Original Data Silhouette Score: N/A
Standardized Data Silhouette Score: -0.345096769998792
Normalized Data Silhouette Score: 0.4651226870678635
Standardized and Normalized Data Silhouette Score: 0.4651226870678635
Original Data: 1 clusters
Standardized Data: 24 clusters
Normalized Data: 9 clusters
Standardized and Normalized Data: 9 clusters


## Conclusion
- Original Data Silhouette Score (N/A):
  - Indicates DBSCAN failed to form valid clusters with the original dataset, possibly due to inappropriate eps and min_samples settings for the data's characteristics.
- Standardized Data Silhouette Score (-0.3451):
  - A negative silhouette score suggests poor clustering quality, where intra-cluster distances are greater than inter-cluster distances, indicating standardization may not have been suitable for this dataset.
- Normalized Data Silhouette Score (0.4651) and Standardized and Normalized Data Silhouette Score (0.4651):
  - Both scenarios achieving the same positive silhouette score indicate significant improvement in clustering performance with normalized data. The identical scores suggest that, in this case, standardization post-normalization did not contribute additional effects to the clustering outcome.

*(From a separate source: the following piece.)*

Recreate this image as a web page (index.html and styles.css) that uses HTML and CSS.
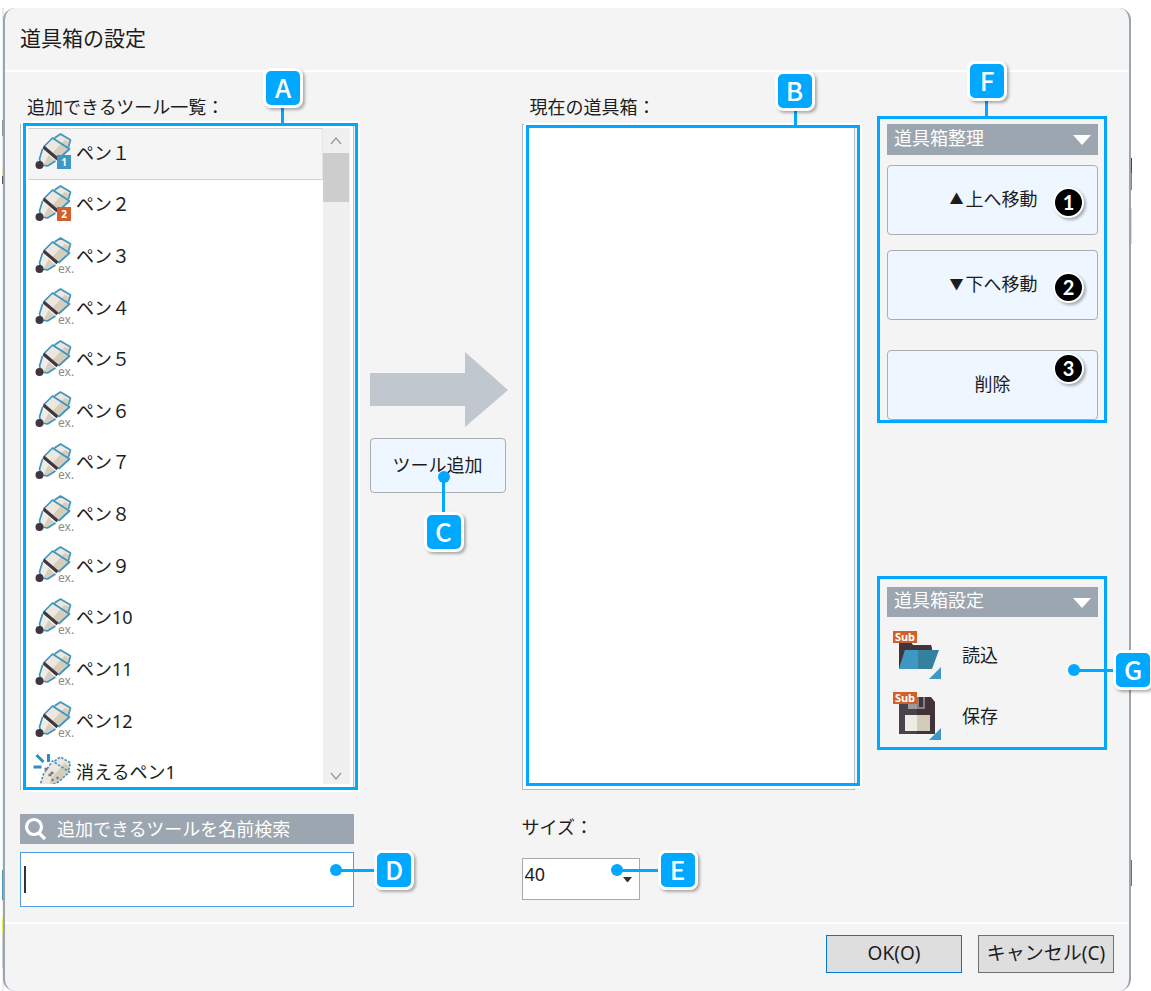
FILE: index.html
```html
<!DOCTYPE html>
<html lang="ja">
<head>
<meta charset="utf-8">
<title>道具箱の設定</title>
<link rel="stylesheet" href="styles.css">
</head>
<body>
<svg class="defs" aria-hidden="true">
  <symbol id="marker" viewBox="0 0 40 37" overflow="visible">
    <path d="M7 15 20 27 12 32 7 31 4 25Z" fill="#efece6"/>
    <path d="M13 21 20 27 12 32 8 31Z" fill="#d6cfbf"/>
    <path d="M8 13 17 4 19 3 25 0 35 6 33 11 34 15 23 25Z" fill="#ece8df"/>
    <path d="M16 20 29 6 34 8 33 11 34 15 23 25Z" fill="#d6cebb"/>
    <path d="M8 13 17 4 34 15 23 25M19 4 25 0 35 6 33 13M7 15 4 25 6 31 12 32 20 27" fill="none" stroke="#3f95bf" stroke-width="1.7" stroke-linejoin="round"/>
    <path d="M8 13 22 25" stroke="#40363d" stroke-width="3.2"/>
    <circle cx="4" cy="31" r="4" fill="#40363d"/>
  </symbol>
  <symbol id="vanish" viewBox="0 0 40 37" overflow="visible">
    <path d="M4 33 8 20 17 8 25 3 35 9 34 18 23 28 15 33Z" fill="#ece8df"/>
    <path d="M16 24 29 9 34 12 34 18 23 28 13 33Z" fill="#d6cebb"/>
    <path d="M4 33 8 20 17 7 34 18 23 28 12 33M19 7 25 3 35 9 33 16" fill="none" stroke="#3f95bf" stroke-width="1.6" stroke-dasharray="2.5 1.5"/>
    <path d="m1 1 7 7M13 0v8M-2 13h8" stroke="#2e8fc0" stroke-width="3" fill="none"/>
    <path d="M9 15h3m3 4h3m3 5h2m-7 2h2m-5-5h3m-11 11h6" stroke="#77747c" stroke-width="2.5"/>
  </symbol>
</svg>
<div class="desktop">
<main class="dialog">
  <header class="dialog-head"><h1>道具箱の設定</h1></header>
  <div class="content">
    <section class="column">
      <h2 class="caption">追加できるツール一覧：</h2>
      <div class="listbox">
        <ul class="tools" role="listbox" aria-label="追加できるツール一覧">
          <li class="tool selected"><svg class="pen"><use href="#marker"/><rect x="22" y="21" width="14" height="14" fill="#3f97c3"/><text class="num" x="29" y="32">1</text></svg>ペン１</li>
          <li class="tool"><svg class="pen"><use href="#marker"/><rect x="22" y="21" width="14" height="14" fill="#d2602a"/><text class="num" x="29" y="32">2</text></svg>ペン２</li>
          <li class="tool"><svg class="pen"><use href="#marker"/><text class="ex" x="23" y="35">ex.</text></svg>ペン３</li>
          <li class="tool"><svg class="pen"><use href="#marker"/><text class="ex" x="23" y="35">ex.</text></svg>ペン４</li>
          <li class="tool"><svg class="pen"><use href="#marker"/><text class="ex" x="23" y="35">ex.</text></svg>ペン５</li>
          <li class="tool"><svg class="pen"><use href="#marker"/><text class="ex" x="23" y="35">ex.</text></svg>ペン６</li>
          <li class="tool"><svg class="pen"><use href="#marker"/><text class="ex" x="23" y="35">ex.</text></svg>ペン７</li>
          <li class="tool"><svg class="pen"><use href="#marker"/><text class="ex" x="23" y="35">ex.</text></svg>ペン８</li>
          <li class="tool"><svg class="pen"><use href="#marker"/><text class="ex" x="23" y="35">ex.</text></svg>ペン９</li>
          <li class="tool"><svg class="pen"><use href="#marker"/><text class="ex" x="23" y="35">ex.</text></svg>ペン10</li>
          <li class="tool"><svg class="pen"><use href="#marker"/><text class="ex" x="23" y="35">ex.</text></svg>ペン11</li>
          <li class="tool"><svg class="pen"><use href="#marker"/><text class="ex" x="23" y="35">ex.</text></svg>ペン12</li>
          <li class="tool"><svg class="pen"><use href="#vanish"/></svg>消えるペン1</li>
        </ul>
        <div class="scrollbar">
          <svg class="chevron" viewBox="0 0 12 8"><path d="m1 7 5-6 5 6"/></svg>
          <div class="thumb"></div>
          <svg class="chevron end" viewBox="0 0 12 8"><path d="m1 1 5 6 5-6"/></svg>
        </div>
        <div class="frame frame-a"></div>
        <div class="lead lead-a"></div>
        <b class="tag tag-a">A</b>
      </div>
      <label class="bar search-label" for="search">
        <svg class="glass" viewBox="0 0 24 24"><circle cx="10" cy="10" r="7.5"/><path d="m15 16 6 6"/></svg>
        追加できるツールを名前検索
      </label>
      <div class="search-wrap">
        <input class="search" id="search" type="text">
        <span class="caret"></span>
        <span class="dot dot-d"></span><div class="lead lead-d"></div>
        <b class="tag tag-d">D</b>
      </div>
    </section>

    <section class="transfer">
      <svg class="arrow" viewBox="0 0 138 75"><path d="M0 21h95V0l43 38-43 37V54H0Z" fill="#c1c7cf"/></svg>
      <div class="anchor">
        <button class="push add" type="button">ツール追加</button>
        <span class="dot dot-c"></span><div class="lead lead-c"></div>
        <b class="tag tag-c">C</b>
      </div>
    </section>

    <section class="column">
      <h2 class="caption second">現在の道具箱：</h2>
      <div class="listbox">
        <div class="frame frame-b"></div>
        <div class="lead lead-b"></div>
        <b class="tag tag-b">B</b>
      </div>
      <label class="size-label" for="size">サイズ：</label>
      <div class="size-wrap">
        <select class="size" id="size"><option>40</option></select>
        <svg class="drop" viewBox="0 0 9 5"><path d="M0 0h9L5 5H4Z" fill="#333"/></svg>
        <span class="dot dot-e"></span><div class="lead lead-e"></div>
        <b class="tag tag-e">E</b>
      </div>
    </section>

    <section class="side">
      <div class="panel order">
        <button class="bar fold" type="button">道具箱整理<svg class="tri" viewBox="0 0 18 10"><path d="M0 0h18L9 10Z" fill="#fff"/></svg></button>
        <div class="anchor"><button class="push move" type="button"><span class="mark">▲</span>上へ移動</button><b class="step">1</b></div>
        <div class="anchor"><button class="push move" type="button"><span class="mark">▼</span>下へ移動</button><b class="step">2</b></div>
        <div class="anchor remove"><button class="push move" type="button">削除</button><b class="step high">3</b></div>
        <div class="lead lead-f"></div>
        <b class="tag tag-f">F</b>
      </div>
      <div class="panel config">
        <button class="bar fold" type="button">道具箱設定<svg class="tri" viewBox="0 0 18 10"><path d="M0 0h18L9 10Z" fill="#fff"/></svg></button>
        <button class="file" type="button">
          <svg class="file-icon" viewBox="0 0 49 49">
            <path d="M6 12h12l2 3h18l1 3v21H6Z" fill="#40353c"/>
            <path d="M12 20h34l-7 19H6Z" fill="#35809d"/><path d="M12 20h13v19H6Z" fill="#3f97c3"/>
            <path d="M48 37v12H36Z" fill="#3f97c3"/>
            <rect y="1" width="24" height="12" fill="#d2602a"/><text class="sub" x="12" y="11">Sub</text>
          </svg>読込</button>
        <button class="file" type="button">
          <svg class="file-icon" viewBox="0 0 49 49">
            <path d="M6 6h32l4 5v32H6Z" fill="#40343a"/><path d="M6 6h18v37H6Z" fill="#4a424b"/>
            <path d="M15 6h9v12h-9Z" fill="#9d9a9c"/><path d="M24 6h8v12h-8Z" fill="#858083"/><path d="M26 6h4v10h-4Z" fill="#40343a"/>
            <path d="M12 24h12v16H12Z" fill="#eeeae6"/><path d="M24 24h13v16H24Z" fill="#d3cbb9"/>
            <path d="M48 37v12H36Z" fill="#3f97c3"/>
            <rect y="1" width="24" height="12" fill="#d2602a"/><text class="sub" x="12" y="11">Sub</text>
          </svg>保存</button>
        <span class="dot dot-g"></span><div class="lead lead-g"></div>
        <b class="tag tag-g">G</b>
      </div>
    </section>
  </div>
  <footer class="dialog-foot">
    <button class="answer ok" type="button">OK(O)</button>
    <button class="answer" type="button">キャンセル(C)</button>
  </footer>
</main>
</div>
</body>
</html>
```

FILE: styles.css
```css
* { box-sizing: border-box; }
html { overflow: hidden; }
body, button, input, select {
  font-family: "Noto Sans", "Noto Sans CJK JP", sans-serif;
  font-size: 18px;
  color: #1c1c1c;
}
body { margin: 0; padding-top: 8px; background: #fff; line-height: 26px; overflow: hidden; }
h1, h2, ul { margin: 0; padding: 0; font-weight: 400; }
button { margin: 0; padding: 0; line-height: 26px; }
svg { display: block; flex: none; }
.defs { position: absolute; width: 0; height: 0; }

/* strip of the desktop seen round the dialog's edges */
.desktop {
  margin: 0 19px 0 2px;
  padding: 0 1px;
  background: linear-gradient(#e6edf1 0 112px, #8d9499 112px 128px, #dfe4e7 128px 162px, #e8dc9c 162px 168px, #555 168px 176px, #eef1f3 176px 862px, #4898bd 862px 892px, #eef1f3 892px 910px, #e9ee5b 910px 926px, #c9cdd0 926px 960px, #eee 960px) left / 2px 100% no-repeat,
    linear-gradient(#fff 0 150px, #3b4a52 150px 165px, #3f97c3 165px 182px, #fff 182px 200px, #e9ee5b 200px 216px, #d6dbe0 216px 236px, #fff 236px 852px, #4a7c96 852px 878px, #fff 878px) right / 1px 100% no-repeat;
}
.dialog {
  min-height: calc(100vh - 8px);
  border: solid #9ba5b0;
  border-width: 0 2px;
  border-radius: 12px;
  background: #f4f4f4;
}
.dialog-head { padding: 17px 15px 19px; border-bottom: 2px solid #fff; }
h1 { font-size: 21px; line-height: 26px; }
.content {
  display: grid;
  grid-template-columns: minmax(0, 1fr) 136px minmax(0, 1fr) 235px;
  column-gap: 16px;
  padding: 0 23px 15px 15px;
}
.column { padding-top: 22px; }
.caption { margin-bottom: 4px; padding-left: 7px; font-size: 18px; }
.caption.second { padding-left: 8px; }
.listbox {
  position: relative;
  display: flex;
  height: 666px;
  padding: 3px 3px 5px 7px;
  border: 1px solid #b9bbc0;
  background: #fff;
}
.tools {
  flex: 1;
  display: grid;
  grid-template-rows: repeat(13, 1fr);
  height: 671px;
  list-style: none;
  clip-path: inset(0 0 15px 0);
}
.tool { display: flex; align-items: center; padding: 0 7px 2px; border: 1px solid transparent; border-left: 0; }
.tool.selected { background: #f5f5f5; border-color: #d2d2d2; }
.pen { width: 41px; height: 37px; overflow: visible; }
.pen use { width: 40px; height: 37px; }
.num { font-size: 10px; font-weight: 700; fill: #fff; text-anchor: middle; }
.ex { font-size: 12px; fill: #8c8c8c; }
.scrollbar {
  display: flex;
  flex-direction: column;
  align-items: center;
  width: 27px;
  padding: 9px 0 4px;
  background: #f0f0f0;
}
.chevron { width: 12px; height: 8px; fill: none; stroke: #a0a0a0; stroke-width: 1.5; }
.chevron.end { margin-top: auto; }
.thumb { width: 26px; height: 49px; margin-top: 8px; background: #cdcdcd; }

.bar { display: flex; align-items: center; color: #fff; background: #9ca6b0; border: 0; }
.search-label { margin: 24px 0 8px; height: 30px; gap: 9px; padding-left: 4px; }
.glass { width: 24px; height: 24px; fill: none; stroke: #fff; stroke-width: 3.2; }
.search-wrap, .size-wrap, .anchor { position: relative; }
.search { display: block; width: 100%; height: 55px; padding: 0 6px; border: 1px solid #4f9be6; background: #fff; outline: 0; }
.caret { position: absolute; left: 4px; top: 14px; width: 2px; height: 27px; background: #333; }

.transfer { padding-top: 280px; }
.arrow { width: 138px; height: 75px; margin-bottom: 11px; }
.push { width: 100%; padding-bottom: 2px; border: 1px solid #a9acb0; border-radius: 4px; background: #eef6ff; }
.add { height: 55px; }

.size-label { display: block; margin: 24px 0 18px; }
.size-wrap { width: 118px; }
.size { display: block; width: 100%; height: 42px; padding: 0 2px 10px; border: 1px solid #a9a9a9; border-radius: 0; background: #fff; appearance: none; }
.drop { position: absolute; right: 8px; top: 19px; width: 9px; height: 5px; }

.side { margin-right: -1px; padding: 44px 0 0 6px; }
.panel { position: relative; display: flex; flex-direction: column; border: 3px solid #00a8ff; padding: 5px 6px 0 7px; }
.fold { width: 100%; height: 31px; padding: 0 7px 4px; justify-content: space-between; }
.tri { width: 18px; height: 10px; margin-top: 5px; }
.order { gap: 15px; }
.order .fold { margin-bottom: -5px; }
.move { display: block; height: 70px; }
.mark { display: inline-block; width: 18px; font-size: 14px; vertical-align: top; }
.remove { margin-top: 15px; }
.config { margin-top: 153px; padding-top: 8px; }
.config .fold { height: 30px; margin-bottom: 8px; }
.file { display: flex; align-items: center; gap: 20px; height: 61px; padding: 0 0 2px 6px; border: 0; background: none; }
.file-icon { width: 49px; height: 49px; }
.sub { font-size: 11px; font-weight: 700; fill: #fff; text-anchor: middle; }

.dialog-foot { display: flex; justify-content: flex-end; gap: 16px; padding: 11px 15px 18px; border-top: 2px solid #fff; }
.answer { width: 136px; height: 38px; padding-bottom: 2px; border: 1px solid #707070; background: #dedede; font-size: 19px; }
.answer.ok { border-color: #0078d7; }

/* callouts laid over the dialog */
.frame { position: absolute; border: 3px solid #00a8ff; box-shadow: 0 0 0 2px #fff; }
.frame-a { inset: -2px -5px -1px 2px; }
.frame-b { inset: 0 -6px 3px 3px; }
.tag {
  position: absolute;
  width: 40px;
  height: 40px;
  border: 3px solid #fff;
  border-radius: 8px;
  background: #00a8ff;
  box-shadow: 2px 2px 3px rgb(0 0 0 / 30%);
  color: #fff;
  font: 500 26px/32px "Noto Sans CJK JP", sans-serif;
  text-align: center;
}
.lead { position: absolute; background: #00a8ff; }
.dot { position: absolute; width: 12px; height: 12px; border-radius: 50%; background: #00a8ff; }
.tag-a { left: 242px; top: -57px; }
.lead-a { left: 260px; top: -18px; width: 3px; height: 18px; }
.tag-b { left: 252px; top: -54px; }
.lead-b { left: 271px; top: -15px; width: 3px; height: 17px; }
.tag-c { left: 54px; top: 74px; }
.lead-c { left: 72px; top: 38px; width: 3px; height: 36px; }
.dot-c { left: 68px; top: 33px; }
.tag-d { left: 354px; top: -2px; }
.lead-d { left: 315px; top: 17px; width: 40px; height: 3px; }
.dot-d { left: 310px; top: 12px; }
.tag-e { left: 136px; top: -8px; }
.lead-e { left: 95px; top: 11px; width: 42px; height: 3px; }
.dot-e { left: 89px; top: 6px; }
.tag-f { left: 87px; top: -58px; }
.lead-f { left: 105px; top: -19px; width: 3px; height: 18px; }
.tag-g { left: 233px; top: 71px; }
.lead-g { left: 194px; top: 90px; width: 40px; height: 3px; }
.dot-g { left: 188px; top: 85px; }
.step {
  position: absolute;
  right: 14px;
  top: 22px;
  width: 31px;
  height: 31px;
  border: 2px solid #fff;
  border-radius: 50%;
  background: #000;
  box-shadow: 2px 2px 3px rgb(0 0 0 / 30%);
  color: #fff;
  font: 700 20px/26px Lato, sans-serif;
  text-align: center;
}
.step.high { top: 3px; }
```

- Reason for Identical Scores in the Third and Fourth Scenarios:
  - Implies that after normalization, which adjusts data scales to a range between 0 and 1, subsequent standardization did not impact the clustering result. This suggests that normalization alone was sufficient to enhance DBSCAN's performance for this dataset.
- Overall Insight:
  - The results underscore the substantial impact of data preprocessing on the performance of clustering algorithms, particularly DBSCAN in this context. It highlights the importance of selecting suitable preprocessing techniques to improve clustering outcomes, with normalization proving to be key in this instance.